• _Records for the task_
------------------------------------------------
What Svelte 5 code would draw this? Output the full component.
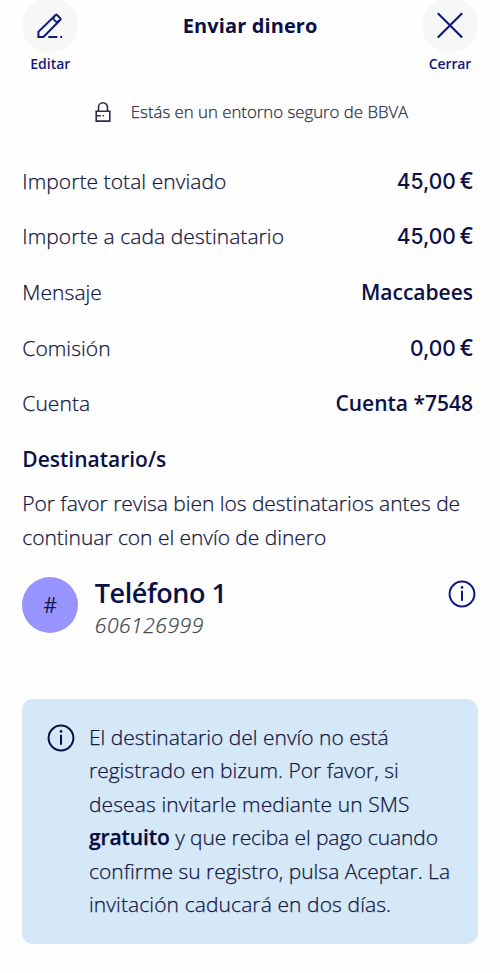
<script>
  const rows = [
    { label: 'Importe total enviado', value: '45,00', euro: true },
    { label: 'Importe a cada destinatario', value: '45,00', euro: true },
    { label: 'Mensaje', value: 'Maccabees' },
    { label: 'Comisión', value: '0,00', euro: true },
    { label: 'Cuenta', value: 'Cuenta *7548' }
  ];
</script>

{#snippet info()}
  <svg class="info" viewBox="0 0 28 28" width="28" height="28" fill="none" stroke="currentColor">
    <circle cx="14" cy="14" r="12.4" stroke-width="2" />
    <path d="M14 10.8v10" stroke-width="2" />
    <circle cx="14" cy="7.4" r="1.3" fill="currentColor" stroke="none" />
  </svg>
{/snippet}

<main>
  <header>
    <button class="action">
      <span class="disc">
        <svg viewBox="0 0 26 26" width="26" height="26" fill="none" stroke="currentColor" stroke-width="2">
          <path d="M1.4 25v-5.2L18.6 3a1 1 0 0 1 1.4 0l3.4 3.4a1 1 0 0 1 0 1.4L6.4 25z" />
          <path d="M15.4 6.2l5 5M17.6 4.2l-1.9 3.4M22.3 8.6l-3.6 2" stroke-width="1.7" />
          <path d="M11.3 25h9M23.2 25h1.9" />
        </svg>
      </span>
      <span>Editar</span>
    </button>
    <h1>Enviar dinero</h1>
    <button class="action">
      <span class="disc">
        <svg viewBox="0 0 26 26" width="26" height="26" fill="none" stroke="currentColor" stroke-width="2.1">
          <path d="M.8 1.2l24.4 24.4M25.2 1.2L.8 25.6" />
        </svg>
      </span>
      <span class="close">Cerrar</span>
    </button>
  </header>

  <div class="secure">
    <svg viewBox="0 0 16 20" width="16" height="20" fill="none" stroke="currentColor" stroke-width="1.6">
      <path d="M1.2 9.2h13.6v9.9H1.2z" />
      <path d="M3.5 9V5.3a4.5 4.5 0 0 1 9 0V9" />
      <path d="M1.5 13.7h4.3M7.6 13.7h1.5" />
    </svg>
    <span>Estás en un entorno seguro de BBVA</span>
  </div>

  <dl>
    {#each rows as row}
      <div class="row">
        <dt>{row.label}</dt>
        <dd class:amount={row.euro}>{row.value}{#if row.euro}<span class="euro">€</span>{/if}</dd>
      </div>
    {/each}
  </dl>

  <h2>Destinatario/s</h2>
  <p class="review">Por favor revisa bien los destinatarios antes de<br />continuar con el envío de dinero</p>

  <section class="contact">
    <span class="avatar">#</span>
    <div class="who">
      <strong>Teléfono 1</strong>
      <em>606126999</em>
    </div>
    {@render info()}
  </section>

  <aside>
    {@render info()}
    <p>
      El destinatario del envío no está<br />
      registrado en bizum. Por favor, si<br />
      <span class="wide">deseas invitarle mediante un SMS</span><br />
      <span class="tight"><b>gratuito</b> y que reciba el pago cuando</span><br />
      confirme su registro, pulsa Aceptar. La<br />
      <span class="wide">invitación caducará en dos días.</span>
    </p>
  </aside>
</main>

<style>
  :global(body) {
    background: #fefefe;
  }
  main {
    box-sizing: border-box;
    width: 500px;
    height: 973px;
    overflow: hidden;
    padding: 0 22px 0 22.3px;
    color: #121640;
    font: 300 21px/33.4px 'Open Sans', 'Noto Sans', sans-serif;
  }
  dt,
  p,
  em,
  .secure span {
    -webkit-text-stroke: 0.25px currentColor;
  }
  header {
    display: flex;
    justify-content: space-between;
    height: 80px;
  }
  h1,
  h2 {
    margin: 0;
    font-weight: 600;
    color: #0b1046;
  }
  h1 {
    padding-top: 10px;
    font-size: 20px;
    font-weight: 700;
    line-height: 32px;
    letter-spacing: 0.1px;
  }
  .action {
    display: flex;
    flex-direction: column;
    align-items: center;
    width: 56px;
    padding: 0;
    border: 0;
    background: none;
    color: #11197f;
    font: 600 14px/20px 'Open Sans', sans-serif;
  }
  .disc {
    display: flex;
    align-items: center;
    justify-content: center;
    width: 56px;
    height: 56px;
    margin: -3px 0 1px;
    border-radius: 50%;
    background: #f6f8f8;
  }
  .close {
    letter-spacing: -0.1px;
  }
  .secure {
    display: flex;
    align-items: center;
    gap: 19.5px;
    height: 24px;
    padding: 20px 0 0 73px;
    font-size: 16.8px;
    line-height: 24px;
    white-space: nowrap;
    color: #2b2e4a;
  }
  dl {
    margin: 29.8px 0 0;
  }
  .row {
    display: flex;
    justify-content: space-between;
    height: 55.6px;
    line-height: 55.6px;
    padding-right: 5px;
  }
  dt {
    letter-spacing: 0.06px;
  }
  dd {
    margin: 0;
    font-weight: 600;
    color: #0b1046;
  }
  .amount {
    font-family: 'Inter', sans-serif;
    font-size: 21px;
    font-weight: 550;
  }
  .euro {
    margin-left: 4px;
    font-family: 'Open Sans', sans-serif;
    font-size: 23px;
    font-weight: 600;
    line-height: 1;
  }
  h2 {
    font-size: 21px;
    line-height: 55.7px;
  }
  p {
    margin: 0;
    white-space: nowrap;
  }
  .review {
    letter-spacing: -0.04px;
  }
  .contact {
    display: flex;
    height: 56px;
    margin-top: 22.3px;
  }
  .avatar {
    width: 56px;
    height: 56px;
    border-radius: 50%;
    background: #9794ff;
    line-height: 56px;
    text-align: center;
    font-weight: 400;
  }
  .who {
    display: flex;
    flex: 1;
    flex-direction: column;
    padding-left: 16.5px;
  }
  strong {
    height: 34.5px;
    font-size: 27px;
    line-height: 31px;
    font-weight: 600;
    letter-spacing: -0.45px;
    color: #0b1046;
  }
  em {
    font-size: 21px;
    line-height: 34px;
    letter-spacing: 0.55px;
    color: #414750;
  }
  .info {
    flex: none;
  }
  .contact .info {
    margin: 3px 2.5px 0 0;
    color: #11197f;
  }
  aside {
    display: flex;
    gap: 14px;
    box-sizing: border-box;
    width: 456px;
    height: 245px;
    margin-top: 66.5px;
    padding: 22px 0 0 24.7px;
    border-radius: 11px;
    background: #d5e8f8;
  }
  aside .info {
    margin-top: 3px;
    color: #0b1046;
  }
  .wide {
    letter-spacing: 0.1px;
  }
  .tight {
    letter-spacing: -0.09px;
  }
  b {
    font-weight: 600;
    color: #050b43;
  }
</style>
------------------------------------------------
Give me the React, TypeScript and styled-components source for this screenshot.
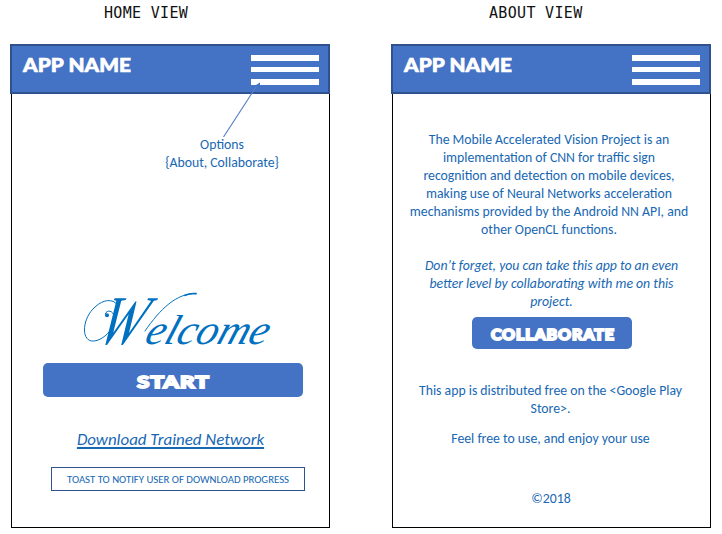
------------------------------------------------
• _Your objective_
Out of the material above, select every line that holds the string "this".

• _Finished exercise_
What Svelte 5 code would draw this? Output the full component.
Give me the React, TypeScript and styled-components source for this screenshot.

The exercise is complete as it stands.